Divina Paredes | Oct. 13, 2015
Caroline Jones, who is manager of experience design at Aderant, learned over time that trying to be all things to all people is not a sustainable model.

Caroline Jones, who is manager of experience design at Aderant, learned over time that trying to be all things to all people is not a sustainable model.

“By taking a more strategic approach and empowering others to become the experts, I have found a greater sense of fulfilment and a sustainable model, says Jones, who joined the legal software provider in late 2014.

Jones has been applying this philosophy in her other role as mentor to both people in her workplace and in external organisations through the years.

She relates how she got into mentoring, and why she believes more organisations and ICT professionals should engage in the activity.

“Organisations that are seeking growth or managing large programs of work might want to reconsider this as an approach,” she states. “Having people onboard that have the time to actively mentor and develop those around them helps to mature the organisation as a whole and ultimately leads to better outcomes for the business.”

She says her mentoring approach is cemented by a ‘Design Thinking’ Ethos.

“I encourage the person I am supporting to adopt a similar mindset to that which you find in human-centred designers. I’ve found this to be a key step in establishing a mentoring relationship. It gives the mentee the tools that they need in order to be able to ask the right questions, remove personal biases, and to consider perspectives they might not otherwise have considered. This in turn maximises learning and development potential."

She explains a Design Thinking mindset involves a specific approach to a situation where a person adopts the following ideas and attitudes as they work:

  • Building empathy by being human-centred
  • Being relentlessly curious
  • Having a bias towards action and learning by doing
  • Being collaborative and bringing together multidisciplinary teams to ensure diverse perspectives and expertise are explored (which also provides a platform for consensus),
  • Exploring many ideas first before narrowing to a few, and experimenting with and refining those ideas by building prototypes that are then put to the test with the intended audience.

“Once we have established the foundations of our mentoring relationship, we focus on matters and challenges that the person is facing, and I encourage reflective thinking through shared experiences and storytelling,” says Jones.

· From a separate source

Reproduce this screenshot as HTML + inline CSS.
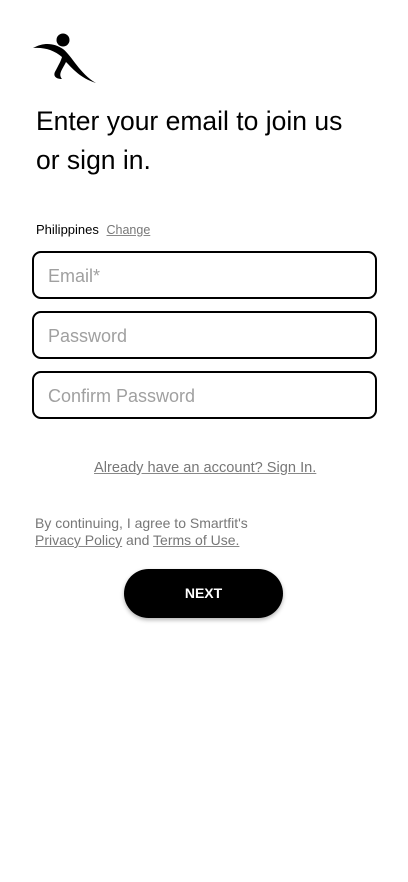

“I continue to refocus them on the application of the design thinking mindsets, and nudge them towards building different perspectives, collaborating with others, exploring and experimenting with their ideas, and ultimately having the confidence they need to move forwards and resolve issues.”

Getting into UX

Jones says managing and serving as an advocate for Design Thinking has been a consistent theme across several of her previous roles. These include stints leading design teams at Fiserv and A&R Whitcoulls Group. She has also held more hands-on design roles, such as working as a senior consultant and interaction designer at Optimal Usability.